Duit yang butuh dikumpulkan selama bertahun-tahun bahkan oleh pekerja menengah paling keras sekali pun ini, bisa diperoleh dalam sekejap oleh orang yang dilabeli sebagai miskin itu. Kita tentu gembira, melihat bahwa ketika pemberantasan terhadap kemiskinan masih terus digalakkan. Ada acara televisi yang langsung ikut menjadi relawannya. Relawan ini tak butuh imbalan banyak, kecuali satu: ingin kita sama-sama menonton, betapa gugupnya si miskin itu saat menerima setumpuk duit yang datang secara tiba-tiba dan harus dihabiskan secara tiba-tiba pula.

Suasana lomba panjat pinang Kolosal dalam rangka merayakan HUT ke 72 RI di Pantai Karnaval Ancol, Jakarta, Kamis (17/8). Sebanyak 172 batang pohon pinang disediakan untuk warga dengan berbagai macam hadiah menarik. (Liputan6.com/Faizal Fanani)

"Maka kita akan segera melihat potret kemiskinan yang gaduh. Seseorang yang kemudian akan membeli apa saja, barang-barang yang selama ini cuma berkelebat di televisi, barang yang tak pernah mereka bayangkan akan mereka miliki, dan barang yang boleh jadi kegunaannya tak mereka mengerti," tulis Prie GS.

Orang miskin itu akan membeli apa saja dibutuhkan ataupun tidak. Mengapa? Karena duit ini harus dibelanjakan, dan belanja ini dibatasi jam pula. Pendek kata, mereka tidak sedang bebelanja, melainkan tengah kesurupan. Dan efek kesurupan inilah yang akan menjadi tontonan dan diharapkan bisa menghibur. Penonton TV akan tertawa-tawa melihat si miskin kalap.

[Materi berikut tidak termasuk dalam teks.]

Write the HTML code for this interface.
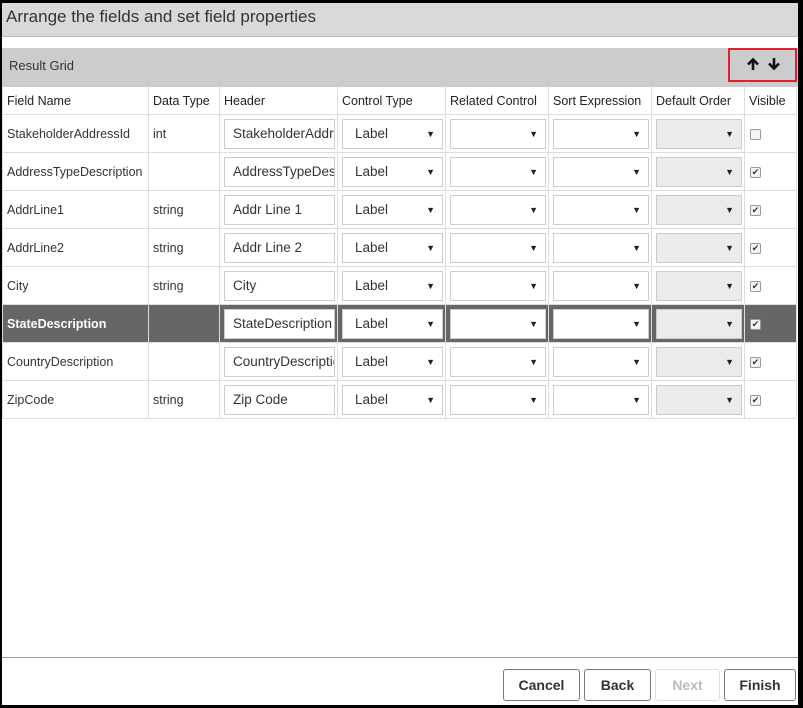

Pun demikian dengan panjat pinang. Warga pribumi yang kalap akan bertindak di luar akal. Mereka rela saling injak, saling sikut, agar bisa memenangkan hadiah yang digantung. Perilaku itu oleh kaum elite seperti orang Eropa dianggap sangat menghibur karena hadiah itu sebenarnya sangat remeh.

Budayawan Djawahir Muhammad melihat bahwa panjat pinang sudah bergeser maknanya. Dari awalnya sebagai hiburan kaum elite Belanda, kini didefinisikan ulang oleh kaum pribumi dengan semangat bergotong-royong.

Salah satu peserta panjat pinang menahan beban rekannya saat mengikuti lomba di kawasan Jalan Jaksa, Jakarta, Kamis (17/8). Lomba diadakan untuk memeriahkan HUT RI ke-72. (Liputan6.com/Helmi Fithriansyah)

"Ketika bergotong-royong saling membantu, ternyata hadiah bisa dibagi. Itu yang kemudian ditangkap dan dijiwai para kaum pribumi," kata Djawahir, Jumat (18/8/2017).

Kemampuan bangsa Indonesia memodifikasi sesuatu tak bisa diragukan. Akan halnya bahwa panjat pinang selalu menjadi momentum puncak kemeriahan perayaan kemerdekaan, menurut Djawahir Muhammad disebabkan karena perasaan senasib saja. Deraan kemiskinan dan ketidakmampuan melawan ketidakadilan, terakumulasi dan terkekspresikan melalui panjat pinang.

"D isana ada gotong royong, ada yang memaki, ada yang memuji, semua larut dalam kegembiraan. Itulah etalase egalitarian yang sebenarnya," kata Djawahir.